N. Tropy's Time-Twisted Temptations (Tropical Fruit Tarts)
These individual tropical fruit tarts are a playful nod to a certain eccentric scientist's time-bending antics. Each tart is a delightful journey through layers of crisp pastry, velvety cream, and an assortment of colorful, seasonal fruits, creating a dessert that's both visually stunning and exquisitely delicious. Perfect for a grand finale or a tricky celebration.

Directions
- 1
To make the pastry crusts, combine flour, granulated sugar, and salt in a food processor. Pulse a few times to combine. Add chilled butter and pulse until pea-sized crumbs form.
- 2
Gradually add ice water, one tablespoon at a time, pulsing until the dough just comes together. Do not overmix. Gather dough into a disc, wrap in plastic, and refrigerate for 30 minutes.
- 3
Preheat oven to 375°F (190°C). Roll out dough on a lightly floured surface to 1/8-inch thickness. Cut out 3-inch circles and press into a 12-cup mini muffin pan, forming tart shells. Prick bottoms with a fork. Bake for 12-15 minutes, or until golden brown. Let cool completely.
- 4
For the filling, in a medium bowl, beat softened cream cheese with powdered sugar and vanilla extract until smooth and creamy.
- 5
In a separate bowl, whip heavy cream until stiff peaks form.
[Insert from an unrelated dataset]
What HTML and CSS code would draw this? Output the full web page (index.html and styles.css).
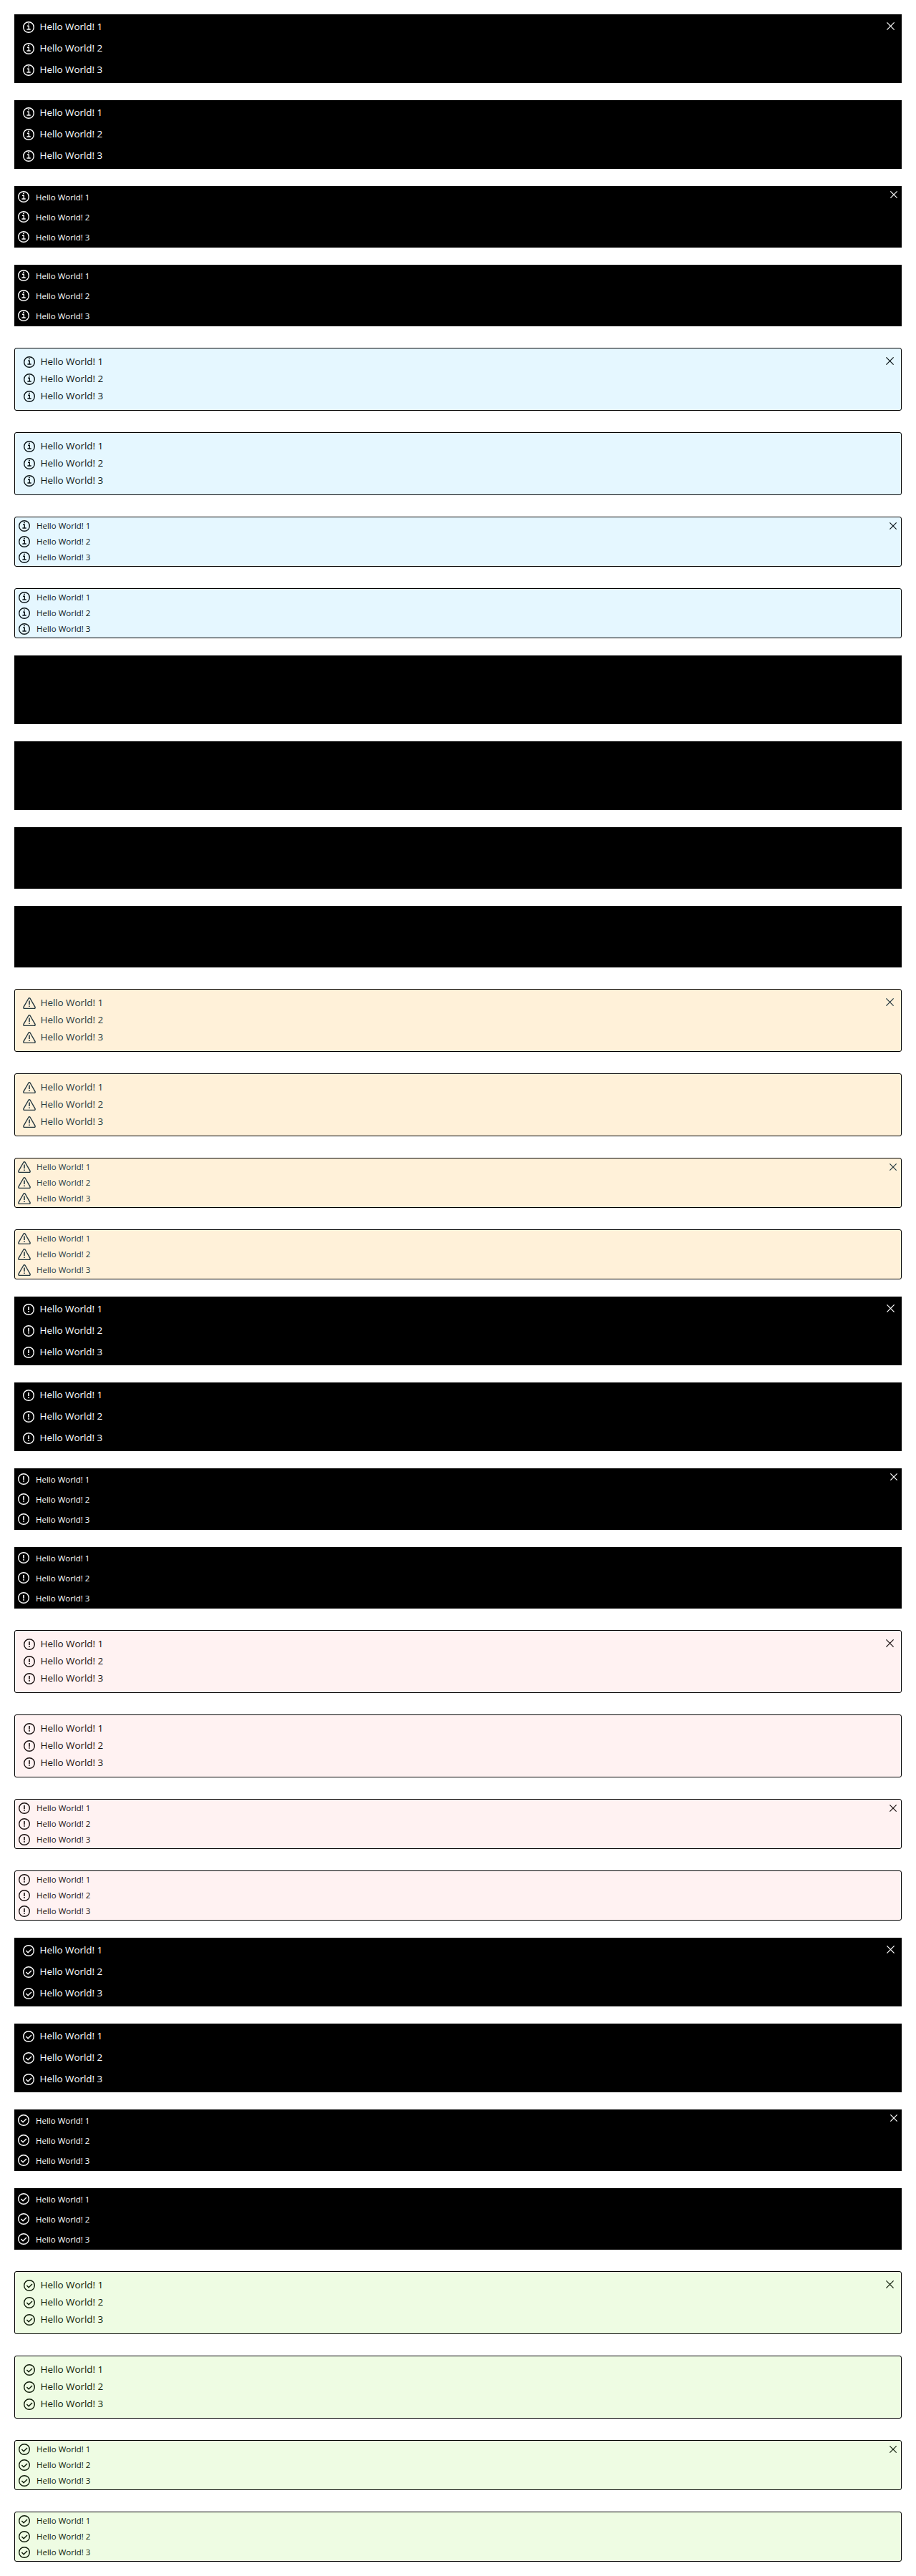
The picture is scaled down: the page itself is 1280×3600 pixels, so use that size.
FILE: index.html
```html
<!DOCTYPE html>
<html lang="en">
<head>
<meta charset="utf-8">
<title>Alerts</title>
<link rel="stylesheet" href="styles.css">
</head>
<body>
<svg class="sprite" aria-hidden="true">
  <symbol id="info" viewBox="0 0 16 16"><circle cx="8" cy="8" r="7.3"/><path d="M7.1 3.5h1.8M6 6.2h2.3v4.7M5.4 11h5.3"/></symbol>
  <symbol id="warning" viewBox="0 0 16 16"><path d="M6.8 1.5Q8-.3 9.2 1.5L16 13.3Q16.6 15.3 14.8 15.4H1.2Q-.6 15.3 0 13.3Z"/><path d="M8 4.6v5.3M8 11.4v1.6" class="mark"/></symbol>
  <symbol id="error" viewBox="0 0 16 16"><circle cx="8" cy="8" r="7.3"/><path d="M8 4v5M8 10.1v1.7" class="mark"/></symbol>
  <symbol id="success" viewBox="0 0 16 16"><circle cx="8" cy="8" r="7.3"/><path d="M4.4 8.1l2.7 2.7 4.9-4.9"/></symbol>
  <symbol id="close" viewBox="0 0 11 11"><path d="M.4.4l10.2 10.2M10.6.4L.4 10.6"/></symbol>
</svg>
<main class="page" id="page"></main>
<script src="alerts.js"></script>
</body>
</html>
```
FILE: styles.css
```css
body {
  margin: 0;
  background: #fff;
  font-family: "Open Sans", "Noto Sans", sans-serif;
}
.sprite { display: none; }
.page {
  display: flex;
  flex-direction: column;
  gap: 24px;
  padding: 20px;
}
.alert {
  display: flex;
  justify-content: space-between;
  align-items: flex-start;
  box-sizing: border-box;
  padding: 3px 10px 3px 12px;
  background: #000;
  color: #fff;
  font-size: 13.5px;
  letter-spacing: -.07px;
}
.alert.warning { color: #000; }
.messages { margin: 0; padding: 0; list-style: none; }
.message {
  display: flex;
  align-items: center;
  gap: 7.5px;
  height: 30px;
  white-space: nowrap;
}
.text { line-height: 18px; padding-bottom: 2px; }
.icon {
  width: 16px;
  height: 16px;
  overflow: visible;
  fill: none;
  stroke: currentColor;
  stroke-width: 1.4;
}
.icon symbol, .sprite symbol { overflow: visible; }
.mark { stroke-width: 1.6; }
.close {
  display: flex;
  margin: 8px 0 0;
  padding: 0;
  border: 0;
  background: none;
  color: inherit;
}
.close .icon { width: 11px; height: 11px; stroke-width: 1.25; }

.small {
  padding: 1px 6px 1px 5px;
  font-size: 11.5px;
  letter-spacing: 0;
}
.small .message { height: 28px; gap: 9px; }
.small .text { padding: 1px 0 0; }
.small .close { margin-top: 6px; }
.small .close .icon { width: 10px; height: 10px; stroke-width: 1.35; }

.light {
  margin-top: 6px;
  padding-top: 7px;
  padding-bottom: 7px;
  border: 1px solid #000;
  border-radius: 3px;
}
.light .message { height: 24px; }
.light .close { margin-top: 5px; }
.light.small { padding-top: 1px; padding-bottom: 1px; }
.light.small .message { height: 22px; }
.light.small .text { padding-top: 0; }
.light.small .close { margin-top: 6px; }

.light.info { background: #e5f7ff; color: #0a1418; }
.light.warning { background: #fff1d9; color: #253840; }
.light.error { background: #fff2f2; color: #180f0f; }
.light.success { background: #eefce3; color: #0c1a07; }
```
FILE: alerts.js
```js
const use = (id) => `<svg class="icon"><use href="#${id}"/></svg>`;
const message = (type, n) =>
  `<li class="message">${use(type)}<span class="text">Hello World! ${n}</span></li>`;

let html = "";
for (const type of ["info", "warning", "error", "success"]) {
  for (const tone of ["dark", "light"]) {
    for (const size of ["large", "small"]) {
      for (const closable of [true, false]) {
        html += `<section class="alert ${type} ${tone} ${size}">
          <ul class="messages">${[1, 2, 3].map((n) => message(type, n)).join("")}</ul>
          ${closable ? `<button class="close" aria-label="Close">${use("close")}</button>` : ""}
        </section>`;
      }
    }
  }
}
document.getElementById("page").innerHTML = html;
```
Gently fold the whipped cream into the cream cheese mixture until just combined.
- 6
Spoon or pipe the cream cheese filling into the cooled tart shells, filling them almost to the brim.
- 7
Arrange the diced kiwi, sliced strawberries, and mandarin orange segments attractively on top of the cream cheese filling.
- 8
Lightly sprinkle the toasted shredded coconut over the fruit-topped tarts for a final touch of flavor and texture.
- 9
Refrigerate the tarts for at least 30 minutes before serving to allow the filling to set. Serve chilled for best results.